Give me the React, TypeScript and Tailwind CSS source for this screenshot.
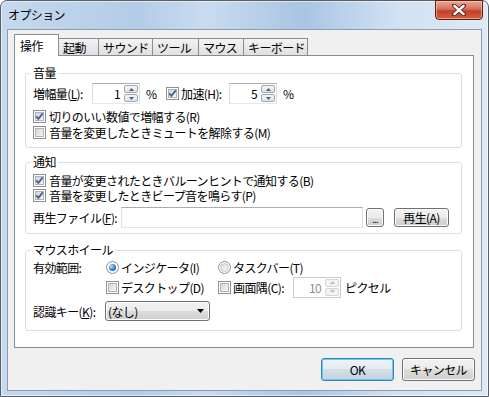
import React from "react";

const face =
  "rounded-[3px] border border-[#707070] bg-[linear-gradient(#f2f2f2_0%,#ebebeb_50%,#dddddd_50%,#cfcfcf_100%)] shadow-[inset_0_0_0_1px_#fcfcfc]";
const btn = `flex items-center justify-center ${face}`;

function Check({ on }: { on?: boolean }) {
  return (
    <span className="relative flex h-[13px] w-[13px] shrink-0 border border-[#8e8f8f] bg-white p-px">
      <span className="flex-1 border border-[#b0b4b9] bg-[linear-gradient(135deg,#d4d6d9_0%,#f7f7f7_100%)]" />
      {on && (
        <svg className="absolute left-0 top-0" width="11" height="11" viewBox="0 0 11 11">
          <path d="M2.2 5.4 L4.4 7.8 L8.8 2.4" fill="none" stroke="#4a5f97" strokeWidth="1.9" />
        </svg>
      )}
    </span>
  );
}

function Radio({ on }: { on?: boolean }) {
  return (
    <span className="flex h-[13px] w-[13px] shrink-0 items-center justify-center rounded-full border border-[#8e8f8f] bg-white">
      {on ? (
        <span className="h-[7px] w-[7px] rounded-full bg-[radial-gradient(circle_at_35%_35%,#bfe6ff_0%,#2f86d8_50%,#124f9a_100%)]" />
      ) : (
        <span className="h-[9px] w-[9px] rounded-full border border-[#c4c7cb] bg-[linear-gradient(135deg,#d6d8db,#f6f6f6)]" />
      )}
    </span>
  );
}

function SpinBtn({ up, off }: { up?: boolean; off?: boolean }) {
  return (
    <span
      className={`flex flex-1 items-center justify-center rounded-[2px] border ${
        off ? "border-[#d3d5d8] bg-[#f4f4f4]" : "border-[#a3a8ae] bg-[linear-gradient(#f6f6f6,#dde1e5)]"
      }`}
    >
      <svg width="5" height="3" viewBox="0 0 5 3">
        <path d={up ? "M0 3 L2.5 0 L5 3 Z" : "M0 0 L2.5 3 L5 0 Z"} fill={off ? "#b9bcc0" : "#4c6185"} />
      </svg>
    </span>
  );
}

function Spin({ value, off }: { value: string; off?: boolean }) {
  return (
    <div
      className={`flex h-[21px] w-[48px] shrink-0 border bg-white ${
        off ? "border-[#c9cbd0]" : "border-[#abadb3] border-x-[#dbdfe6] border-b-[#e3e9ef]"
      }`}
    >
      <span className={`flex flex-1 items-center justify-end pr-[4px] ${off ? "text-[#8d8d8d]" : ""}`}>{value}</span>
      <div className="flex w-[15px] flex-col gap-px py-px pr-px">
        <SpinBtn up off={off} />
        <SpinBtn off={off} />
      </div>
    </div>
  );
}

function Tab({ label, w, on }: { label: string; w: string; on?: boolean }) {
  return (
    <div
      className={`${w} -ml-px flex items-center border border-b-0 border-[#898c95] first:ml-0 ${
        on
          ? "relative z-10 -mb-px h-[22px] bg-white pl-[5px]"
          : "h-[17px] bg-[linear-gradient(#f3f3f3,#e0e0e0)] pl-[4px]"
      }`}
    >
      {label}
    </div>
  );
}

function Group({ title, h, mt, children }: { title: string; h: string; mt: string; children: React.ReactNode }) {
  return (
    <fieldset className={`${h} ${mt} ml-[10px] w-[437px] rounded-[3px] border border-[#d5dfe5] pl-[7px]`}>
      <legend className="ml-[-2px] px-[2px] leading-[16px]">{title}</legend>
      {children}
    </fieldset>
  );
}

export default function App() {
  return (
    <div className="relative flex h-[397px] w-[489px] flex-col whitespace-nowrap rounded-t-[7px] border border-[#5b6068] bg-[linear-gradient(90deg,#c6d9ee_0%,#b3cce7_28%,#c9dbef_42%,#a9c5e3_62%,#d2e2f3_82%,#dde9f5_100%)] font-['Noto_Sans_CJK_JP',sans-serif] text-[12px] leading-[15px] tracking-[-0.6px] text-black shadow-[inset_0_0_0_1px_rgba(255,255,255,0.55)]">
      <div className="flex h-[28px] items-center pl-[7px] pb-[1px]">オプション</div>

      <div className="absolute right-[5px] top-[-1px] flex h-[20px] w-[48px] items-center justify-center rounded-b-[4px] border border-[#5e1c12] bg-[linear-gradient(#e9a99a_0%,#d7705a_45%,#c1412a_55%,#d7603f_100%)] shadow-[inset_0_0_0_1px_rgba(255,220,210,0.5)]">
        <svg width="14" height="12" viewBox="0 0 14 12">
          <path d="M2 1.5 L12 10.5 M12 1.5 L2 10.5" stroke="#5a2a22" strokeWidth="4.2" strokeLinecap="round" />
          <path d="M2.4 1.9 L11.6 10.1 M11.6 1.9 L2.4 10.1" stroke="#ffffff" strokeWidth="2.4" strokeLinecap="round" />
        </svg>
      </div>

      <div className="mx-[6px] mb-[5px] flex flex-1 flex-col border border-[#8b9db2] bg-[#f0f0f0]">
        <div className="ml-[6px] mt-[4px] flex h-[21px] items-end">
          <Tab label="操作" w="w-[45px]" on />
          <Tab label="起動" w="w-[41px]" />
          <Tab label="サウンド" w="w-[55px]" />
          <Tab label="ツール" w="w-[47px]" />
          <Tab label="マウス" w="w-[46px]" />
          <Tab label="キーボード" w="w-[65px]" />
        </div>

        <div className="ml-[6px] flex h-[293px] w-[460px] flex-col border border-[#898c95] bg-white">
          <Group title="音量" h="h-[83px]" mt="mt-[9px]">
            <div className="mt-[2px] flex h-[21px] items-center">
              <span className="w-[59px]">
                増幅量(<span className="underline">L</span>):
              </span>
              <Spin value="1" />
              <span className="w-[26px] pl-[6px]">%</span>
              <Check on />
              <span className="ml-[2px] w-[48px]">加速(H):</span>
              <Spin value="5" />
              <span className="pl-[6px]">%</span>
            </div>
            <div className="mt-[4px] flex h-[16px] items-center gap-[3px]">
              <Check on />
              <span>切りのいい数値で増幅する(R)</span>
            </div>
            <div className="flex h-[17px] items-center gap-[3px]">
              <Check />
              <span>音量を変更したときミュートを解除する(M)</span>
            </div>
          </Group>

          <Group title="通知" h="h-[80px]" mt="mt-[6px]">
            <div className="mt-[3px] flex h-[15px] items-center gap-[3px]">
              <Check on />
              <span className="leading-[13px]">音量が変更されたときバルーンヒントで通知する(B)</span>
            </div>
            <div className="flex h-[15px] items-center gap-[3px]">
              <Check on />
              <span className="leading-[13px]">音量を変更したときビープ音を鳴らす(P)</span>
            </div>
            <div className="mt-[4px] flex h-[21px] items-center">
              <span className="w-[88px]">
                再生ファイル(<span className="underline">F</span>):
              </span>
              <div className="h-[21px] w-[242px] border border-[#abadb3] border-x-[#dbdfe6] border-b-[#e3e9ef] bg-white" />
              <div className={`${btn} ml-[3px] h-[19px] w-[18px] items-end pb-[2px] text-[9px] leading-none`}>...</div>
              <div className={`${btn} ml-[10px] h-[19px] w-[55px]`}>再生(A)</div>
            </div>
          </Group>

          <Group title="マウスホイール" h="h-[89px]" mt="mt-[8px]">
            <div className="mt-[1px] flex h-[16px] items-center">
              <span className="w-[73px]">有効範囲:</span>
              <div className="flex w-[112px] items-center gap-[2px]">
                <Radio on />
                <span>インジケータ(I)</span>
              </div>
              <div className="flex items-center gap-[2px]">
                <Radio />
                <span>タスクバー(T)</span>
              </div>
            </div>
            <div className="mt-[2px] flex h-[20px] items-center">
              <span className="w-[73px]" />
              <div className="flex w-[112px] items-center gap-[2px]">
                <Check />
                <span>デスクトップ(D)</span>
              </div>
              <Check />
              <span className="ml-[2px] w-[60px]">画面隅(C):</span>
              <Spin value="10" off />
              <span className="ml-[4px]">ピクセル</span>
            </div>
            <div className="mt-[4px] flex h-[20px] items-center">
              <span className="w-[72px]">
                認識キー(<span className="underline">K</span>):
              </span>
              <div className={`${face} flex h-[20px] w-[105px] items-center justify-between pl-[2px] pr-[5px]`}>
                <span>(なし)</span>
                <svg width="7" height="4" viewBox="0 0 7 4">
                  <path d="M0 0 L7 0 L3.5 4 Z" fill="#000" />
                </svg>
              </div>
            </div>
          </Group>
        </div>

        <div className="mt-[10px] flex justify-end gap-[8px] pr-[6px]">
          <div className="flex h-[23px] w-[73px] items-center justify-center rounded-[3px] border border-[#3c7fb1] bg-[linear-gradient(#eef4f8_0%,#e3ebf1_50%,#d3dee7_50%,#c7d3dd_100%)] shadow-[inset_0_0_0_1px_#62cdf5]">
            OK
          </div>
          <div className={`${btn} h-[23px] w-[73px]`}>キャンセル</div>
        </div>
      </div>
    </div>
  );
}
=-=-=
→ **Task prompt**
Restate the material word for word from its first line through the line containing "import React from", both included; the pictures do not belong in it.

→ **Written response**
Give me the React, TypeScript and Tailwind CSS source for this screenshot.
import React from "react";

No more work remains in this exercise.